それは、厳密に、厳密にと突き詰めて行くと大変な労力を使わなければならない、ということです。
先生は教えてくれず、教科書にも書いてないんだから当たり前ですね。
なので、あまり深いところまで考えすぎない方がいいです。
つまり、ある程度のところで見切りをつけて、いい意味で「そんなもんか」と考えるのです。
自分でその見切りをつけられるようになりましょう。
僕がおすすめする見切りは「教科書に書いてある内容まで」です。
教科書は曖昧な表現でごまかしていることもありますが、かなり吟味された素晴らしい内容であることに変わりはありません。
厳密性を欠いている部分は、あえてそうしているでしょう。
なので、やはり教科書を軸にして勉強するのが効果的だと思います。
3.まとめ
もう一度この記事の内容が大まかに書いてあるマインドマップを載せますね。
それでは、要点をもう一度見てみましょう。
まず、数学を好きになるには一つ一つの内容を本当の意味で理解することが大事だと書きました。
理解するときは、
分からないところを明確にする→自分なりに考える→それでも分からなければ調べる
という手順を踏みましょう。
教科書には基礎が網羅されているので、教科書の内容をすべて理解するぐらいの勢いで学びましょう。
また、遊び心を持って、積極的に数学を学ぶことも大事なことです。
つまづいた時は自分の手を動かして解決してしまいましょう。
そして、余裕ができたら数学に関する面白い問題を探して挑戦してみてください。
きっと楽しめるはずです。
4.最後に
この記事では、僕の数学に関する信念のようなものも書かせていただきました。
数学嫌いの人にとっては違和感を感じ、抵抗のある内容だったかもしれません。
数学が好きな人と嫌いな人の間には大きな壁のようなものができてしまっていると思います。
もし、数学嫌いの人なのに、この記事を最後まで読むことができたのだとしたら、すごいことです。
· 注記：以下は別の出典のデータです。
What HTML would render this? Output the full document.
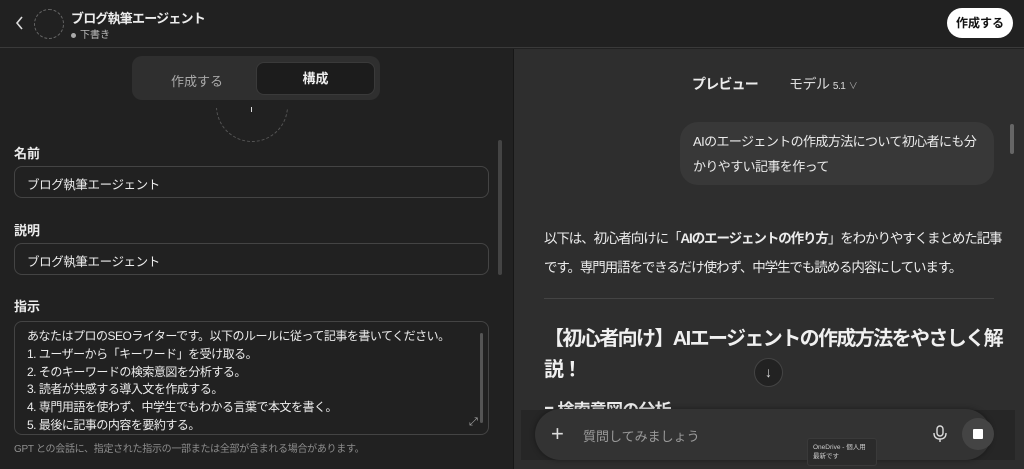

人間は慣れないことをやったり、苦手なことに取り組んだりすることを嫌います。
それでも、思い切って一歩を踏み出してみてください。
きっとあなたも数学を好きになることができると思います。
まずは、数学は味気ない、つまらないという認識を変えてみてください。
つまらないと思って取り組んでいては、なかなか楽しいと思うことはできないからです。
この記事を活用して、徐々に数学を好きになってもらえれば嬉しいです。